But Hennepin County Medical Center researchers also found that one in four adult patients taking Adderall exaggerate their symptoms to get the drug.

University of Minnesota student Christopher Meyer said he used to buy Adderall to help him stay awake, especially during exam time.

"When I first started doing it, I was getting it illegally," he recalled. "And I had to pay $10 a pill during finals... It certainly has a reputation as a study drug."

The pill is not meant to help students pull all-nighters. It's meant to help control hyper active children and others who have genuine difficulty staying focused.

Doctors say that while it does improve concentration and alertness, the drug is addictive and comes with risks.

"It's an FDA approved medication so many people perceive it as safe. Whether it is or not for them to take is another issue," said Dr. Eric Heiligenstein, head of psychiatry for the University of Wisconsin health services.

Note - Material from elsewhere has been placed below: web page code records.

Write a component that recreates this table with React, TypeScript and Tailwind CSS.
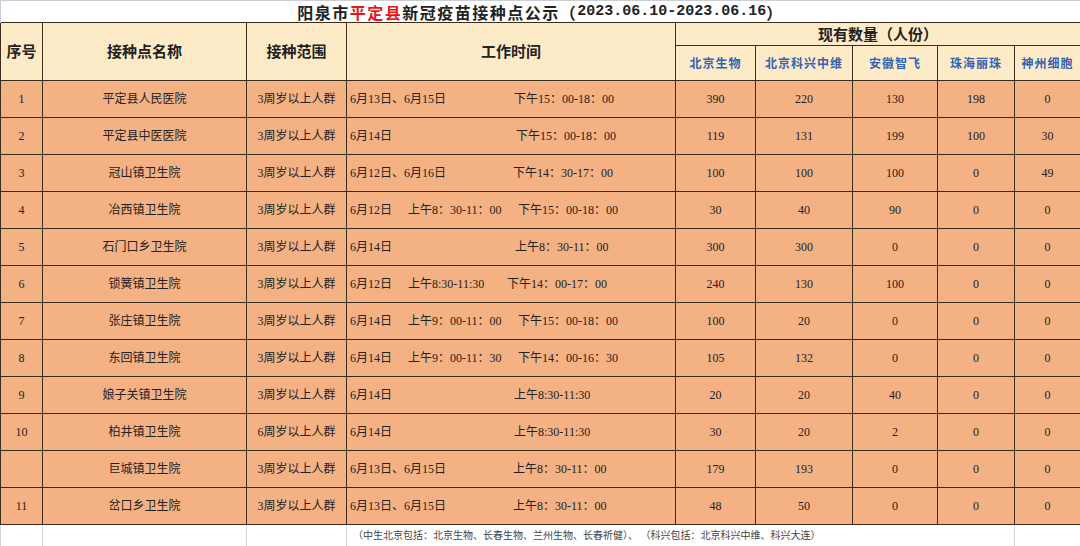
import React from "react";

type Row = {
  no: string;
  name: string;
  range: string;
  date: string;
  times: { text: string; pad: string }[];
  counts: number[];
};

const ROWS: Row[] = [
  { no: "1", name: "平定县人民医院", range: "3周岁以上人群", date: "6月13日、6月15日", times: [{ text: "下午15：00-18：00", pad: "pl-[164px]" }], counts: [390, 220, 130, 198, 0] },
  { no: "2", name: "平定县中医医院", range: "3周岁以上人群", date: "6月14日", times: [{ text: "下午15：00-18：00", pad: "pl-[166px]" }], counts: [119, 131, 199, 100, 30] },
  { no: "3", name: "冠山镇卫生院", range: "3周岁以上人群", date: "6月12日、6月16日", times: [{ text: "下午14：30-17：00", pad: "pl-[163px]" }], counts: [100, 100, 100, 0, 49] },
  {
    no: "4",
    name: "冶西镇卫生院",
    range: "3周岁以上人群",
    date: "6月12日",
    times: [
      { text: "上午8：30-11：00", pad: "pl-[58px]" },
      { text: "下午15：00-18：00", pad: "pl-[168px]" }
    ],
    counts: [30, 40, 90, 0, 0]
  },
  { no: "5", name: "石门口乡卫生院", range: "3周岁以上人群", date: "6月14日", times: [{ text: "上午8：30-11：00", pad: "pl-[165px]" }], counts: [300, 300, 0, 0, 0] },
  {
    no: "6",
    name: "锁簧镇卫生院",
    range: "3周岁以上人群",
    date: "6月12日",
    times: [
      { text: "上午8:30-11:30", pad: "pl-[58px]" },
      { text: "下午14：00-17：00", pad: "pl-[157px]" }
    ],
    counts: [240, 130, 100, 0, 0]
  },
  {
    no: "7",
    name: "张庄镇卫生院",
    range: "3周岁以上人群",
    date: "6月14日",
    times: [
      { text: "上午9：00-11：00", pad: "pl-[58px]" },
      { text: "下午15：00-18：00", pad: "pl-[168px]" }
    ],
    counts: [100, 20, 0, 0, 0]
  },
  {
    no: "8",
    name: "东回镇卫生院",
    range: "3周岁以上人群",
    date: "6月14日",
    times: [
      { text: "上午9：00-11：30", pad: "pl-[58px]" },
      { text: "下午14：00-16：30", pad: "pl-[168px]" }
    ],
    counts: [105, 132, 0, 0, 0]
  },
  { no: "9", name: "娘子关镇卫生院", range: "3周岁以上人群", date: "6月14日", times: [{ text: "上午8:30-11:30", pad: "pl-[164px]" }], counts: [20, 20, 40, 0, 0] },
  { no: "10", name: "柏井镇卫生院", range: "6周岁以上人群", date: "6月14日", times: [{ text: "上午8:30-11:30", pad: "pl-[164px]" }], counts: [30, 20, 2, 0, 0] },
  { no: "", name: "巨城镇卫生院", range: "3周岁以上人群", date: "6月13日、6月15日", times: [{ text: "上午8：30-11：00", pad: "pl-[163px]" }], counts: [179, 193, 0, 0, 0] },
  { no: "11", name: "岔口乡卫生院", range: "3周岁以上人群", date: "6月13日、6月15日", times: [{ text: "上午8：30-11：00", pad: "pl-[163px]" }], counts: [48, 50, 0, 0, 0] }
];

const VACCINES = ["北京生物", "北京科兴中维", "安徽智飞", "珠海丽珠", "神州细胞"];

const cell = "border border-[#3b2c20] text-center align-middle";

export default function App() {
  return (
    <div className="w-[1080px] h-[546px] overflow-hidden bg-white font-['Liberation_Serif','Noto_Sans_CJK_SC',serif] text-[#222]">
      <table className="w-[1080px] table-fixed border-collapse">
        <colgroup>
          <col className="w-[42px]" />
          <col className="w-[204px]" />
          <col className="w-[100px]" />
          <col className="w-[329px]" />
          <col className="w-[80px]" />
          <col className="w-[97px]" />
          <col className="w-[85px]" />
          <col className="w-[77px]" />
          <col className="w-[66px]" />
        </colgroup>
        <tbody>
          <tr className="h-[22px]">
            <td colSpan={9} className="border border-b-0 border-[#c9cdd6] p-0">
              <div className="flex h-[21px] items-center justify-center whitespace-nowrap text-[16px] leading-none font-bold tracking-[1.5px] font-['Noto_Sans_CJK_SC',sans-serif]">
                <span>阳泉市</span>
                <span className="text-[#e8141b]">平定县</span>
                <span>新冠疫苗接种点公示（</span>
                <span className="font-['Liberation_Mono',monospace] text-[15px] tracking-normal">2023.06.10-2023.06.16</span>
                <span>）</span>
              </div>
            </td>
          </tr>
          <tr className="h-[23px] bg-[#fdebc8]">
            <td rowSpan={2} className={`${cell} text-[15px] font-bold font-['Noto_Sans_CJK_SC',sans-serif]`}>
              序号
            </td>
            <td rowSpan={2} className={`${cell} text-[15px] font-bold font-['Noto_Sans_CJK_SC',sans-serif]`}>
              接种点名称
            </td>
            <td rowSpan={2} className={`${cell} text-[15px] font-bold font-['Noto_Sans_CJK_SC',sans-serif]`}>
              接种范围
            </td>
            <td rowSpan={2} className={`${cell} text-[15px] font-bold font-['Noto_Sans_CJK_SC',sans-serif]`}>
              工作时间
            </td>
            <td colSpan={5} className={`${cell} text-[15px] leading-[20px] font-bold font-['Noto_Sans_CJK_SC',sans-serif]`}>
              现有数量（人份）
            </td>
          </tr>
          <tr className="h-[35px] bg-[#fdebc8]">
            {VACCINES.map((v) => (
              <td key={v} className={`${cell} text-[12px] font-bold tracking-[1px] text-[#3462b4] font-['Noto_Sans_CJK_SC',sans-serif]`}>
                {v}
              </td>
            ))}
          </tr>
          {ROWS.map((row, i) => (
            <tr key={i} className="h-[37px] bg-[#f4b184] text-[12px] leading-[16px]">
              <td className={cell}>{row.no}</td>
              <td className={cell}>{row.name}</td>
              <td className={cell}>{row.range}</td>
              <td className="border border-[#3b2c20] align-middle pl-[3px]">
                <div className="grid whitespace-nowrap">
                  <span className="col-start-1 row-start-1">{row.date}</span>
                  {row.times.map((t) => (
                    <span key={t.text} className={`col-start-1 row-start-1 ${t.pad}`}>
                      {t.text}
                    </span>
                  ))}
                </div>
              </td>
              {row.counts.map((c, j) => (
                <td key={j} className={cell}>
                  {c}
                </td>
              ))}
            </tr>
          ))}
          <tr className="h-[22px] bg-white">
            <td className="border border-[#d3d7df]" />
            <td className="border border-[#d3d7df]" />
            <td className="border border-[#d3d7df]" />
            <td colSpan={5} className="border border-[#d3d7df] pl-[6px] align-middle text-[10px] leading-[14px] text-[#444] whitespace-nowrap">
              （中生北京包括：北京生物、长春生物、兰州生物、长春祈健）、 （科兴包括：北京科兴中维、科兴大连）
            </td>
            <td className="border border-[#d3d7df]" />
          </tr>
        </tbody>
      </table>
    </div>
  );
}
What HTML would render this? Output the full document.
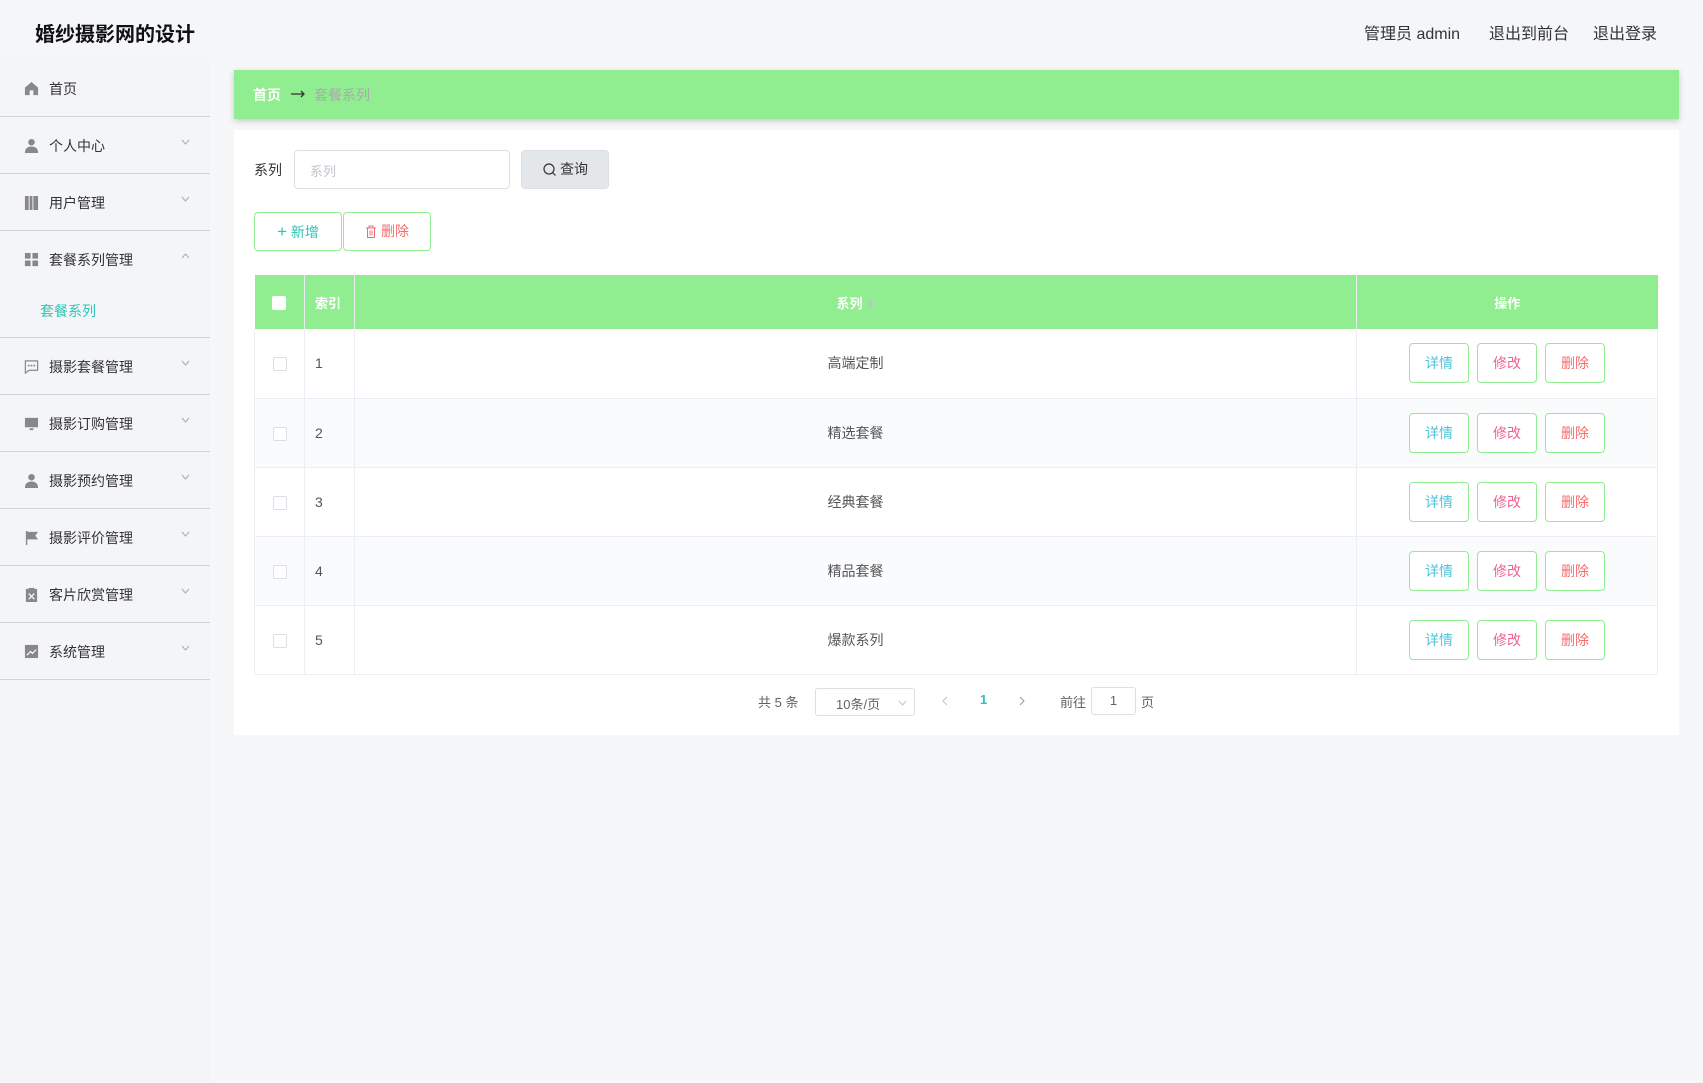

Adderall can dangerously increase your heart rate, elevate blood pressure, and even cause insomnia. Frequent use can also cause psychiatric problems.

But Adderall abuse is on the rise on college campuses across the country, especially during final exam time.

"And that's why physicians are cautious about prescribing," explained health clinic psychiatrist Dr. Gary Christensen, with the University of Minnesota.

"At the University of Minnesota, the increased demand has in-part led to a state-wide shortage of the drug," he added, warning that "clinicians need to be more discriminating."

Health officials say they are now screening students more carefully.

"We at the University of Minnesota feel that it is also important to have neuropsychological testing as is offered by Hennepin County Medical Center and other locations," Christensen said.

The Adderall boom on campus is big business for those students who want to make a quick buck and illegally sell their pills.

But anyone who gets caught could end up in prison.